I’ll add my voice to the panning of the prequels. They were boring. Granted, I only saw Episode I in the theater. I hated the CGI characters and I just didn’t care about what happened to anyone in the movie. The casting in the first three was perfect. Like you say, it wasn’t “The Godfather” or anything, but the actors were believable and made you care about the characters at least.
Caught the other two on TV just because. I’ll take the original three any day. And not just because I was a kid when they came out. :-)
Needless to say, I adamantly agree with both of you, Sartre and Alison. The screenplays were nauseating and the actors had very little chance under those circumstances indeed.
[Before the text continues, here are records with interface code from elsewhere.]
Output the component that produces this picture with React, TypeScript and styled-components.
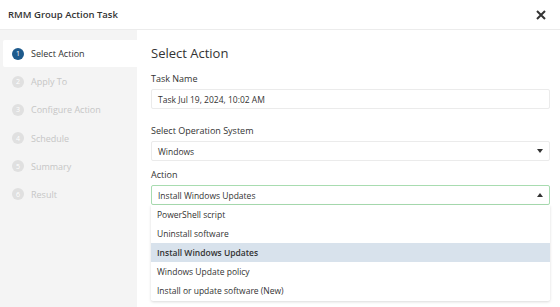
import { FC } from "react";
import styled, { createGlobalStyle } from "styled-components";

const GlobalStyle = createGlobalStyle`
  html, body {
    margin: 0;
    padding: 0;
    background: #fff;
    font-family: "Open Sans", "Liberation Sans", sans-serif;
    color: #333;
  }
`;

const steps = [
  "Select Action",
  "Apply To",
  "Configure Action",
  "Schedule",
  "Summary",
  "Result",
];

const options = [
  "PowerShell script",
  "Uninstall software",
  "Install Windows Updates",
  "Windows Update policy",
  "Install or update software (New)",
];

const Caret: FC<{ up?: boolean }> = ({ up }) => (
  <svg width="6" height="4" viewBox="0 0 6 4">
    <path d={up ? "M0 4 L3 0 L6 4 Z" : "M0 0 L3 4 L6 0 Z"} fill="#333" />
  </svg>
);

const App: FC = () => {
  return (
    <>
      <GlobalStyle />
      <Modal>
        <Header>
          <Title>RMM Group Action Task</Title>
          <Close>
            <svg width="10" height="10" viewBox="0 0 10 10">
              <path d="M1 1 L9 9 M9 1 L1 9" stroke="#333" strokeWidth="2" />
            </svg>
          </Close>
        </Header>
        <Body>
          <Sidebar>
            {steps.map((s, i) => (
              <Step key={s} active={i === 0}>
                <StepNum active={i === 0}>{i + 1}</StepNum>
                {s}
              </Step>
            ))}
          </Sidebar>
          <Content>
            <Heading>Select Action</Heading>
            <Label>Task Name</Label>
            <Input space={15}>Task Jul 19, 2024, 10:02 AM</Input>
            <Label>Select Operation System</Label>
            <Input space={7}>
              Windows
              <Caret />
            </Input>
            <Label>Action</Label>
            <SelectWrap>
              <Input focused space={0}>
                Install Windows Updates
                <Caret up />
              </Input>
              <Menu>
                {options.map((o) => (
                  <Option key={o} selected={o === "Install Windows Updates"}>
                    {o}
                  </Option>
                ))}
              </Menu>
            </SelectWrap>
          </Content>
        </Body>
      </Modal>
    </>
  );
};

export default App;

const Modal = styled.div`
  width: 560px;
  height: 307px;
  display: flex;
  flex-direction: column;
  overflow: hidden;
`;

const Header = styled.div`
  height: 29px;
  flex-shrink: 0;
  display: flex;
  align-items: center;
  justify-content: space-between;
  padding: 0 14px 0 8px;
  border-bottom: 1px solid #ececec;
`;

const Title = styled.div`
  font-size: 9.5px;
  font-weight: 600;
  color: #333;
`;

const Close = styled.div`
  display: flex;
  align-items: center;
`;

const Body = styled.div`
  flex: 1;
  display: flex;
`;

const Sidebar = styled.div`
  width: 137px;
  flex-shrink: 0;
  background: #f4f4f4;
  padding: 10px 0 0 3px;
  box-sizing: border-box;
  display: flex;
  flex-direction: column;
  gap: 1.2px;
`;

const Step = styled.div<{ active?: boolean }>`
  height: 27px;
  display: flex;
  align-items: center;
  gap: 7px;
  padding-left: 9px;
  font-size: 9px;
  color: ${(p) => (p.active ? "#333" : "#c6c6c6")};
  background: ${(p) => (p.active ? "#fff" : "transparent")};
  border-radius: 2px 0 0 2px;
`;

const StepNum = styled.span<{ active?: boolean }>`
  width: 12px;
  height: 12px;
  border-radius: 50%;
  background: ${(p) => (p.active ? "#1e5a8c" : "#e0e0e0")};
  color: #fff;
  font-size: 7px;
  display: flex;
  align-items: center;
  justify-content: center;
`;

const Content = styled.div`
  flex: 1;
  padding: 14px 10px 0 14px;
  display: flex;
  flex-direction: column;
`;

const Heading = styled.div`
  font-size: 13px;
  color: #333;
  margin-bottom: 10px;
`;

const Label = styled.div`
  font-size: 9px;
  color: #333;
  margin-bottom: 4px;
`;

const Input = styled.div<{ focused?: boolean; space: number }>`
  height: 20px;
  box-sizing: border-box;
  border: 1px solid ${(p) => (p.focused ? "#a8dcb0" : "#ebebeb")};
  border-radius: 2px;
  display: flex;
  align-items: center;
  justify-content: space-between;
  padding: 0 6px;
  font-size: 8.5px;
  color: #333;
  margin-bottom: ${(p) => p.space}px;
`;

const SelectWrap = styled.div`
  position: relative;
`;

const Menu = styled.div`
  position: absolute;
  left: 0;
  right: 0;
  top: 20px;
  background: #fff;
  box-shadow: 0 1px 3px rgba(0, 0, 0, 0.15);
  border-radius: 0 0 2px 2px;
  padding-bottom: 1px;
`;

const Option = styled.div<{ selected?: boolean }>`
  height: 19px;
  display: flex;
  align-items: center;
  padding: 0 6px;
  font-size: 8.5px;
  color: #333;
  font-weight: ${(p) => (p.selected ? 600 : 400)};
  background: ${(p) => (p.selected ? "#d8e2ec" : "#fff")};
`;
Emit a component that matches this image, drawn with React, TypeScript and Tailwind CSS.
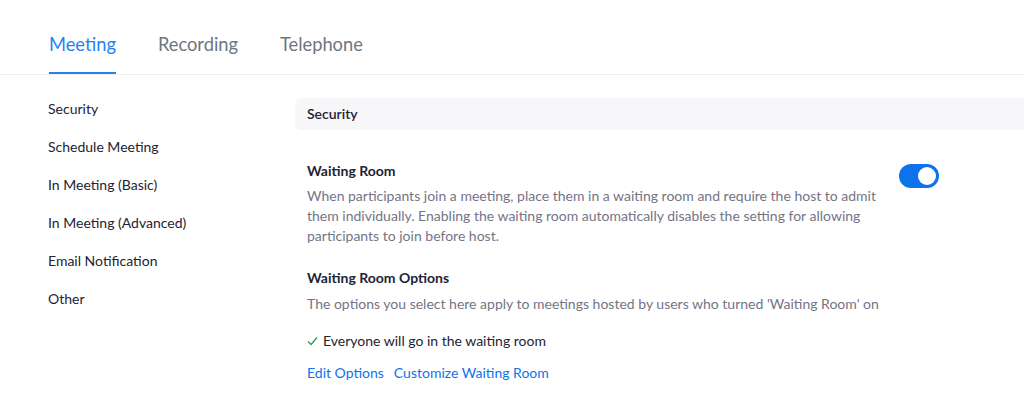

Star Wars is an American institution, though, and I felt obligated to see them all theatrically, even if they left sour tastes in my mouth.
Revenge of the Sith has about fifteen minutes in it that are pretty good. One day I’ll probably look at that film again with those few moments in mind.
Alexander, the casual raping of one’s childhood is more than enough justification for an occasional rant.
it’s also amazing the way the critics are pounding this movie to death. Just read the New Yorker’s review. I guess Speed Racer is “pop fascism”. Silly me for loving it. ugh…..
I haven’t read a single review yet Ari, and I won’t until I see it, but I’m dying to see what all the fuss is about.
I’m not surprised critics are divided, but it sounds like some of them are totally overreacting.
Ah well…I hope you’re right and they’re wrong.
I’ll find out Thursday at midnight.
it’s definitely not for everyone. but yeah, I’d say the level of anger in some of these reviews is a bit much for a harmless kids movie. Not sure what they expected…
Do you get the feeling they just misunderstood it? It seems like people are having a hard time deciding what to make of it.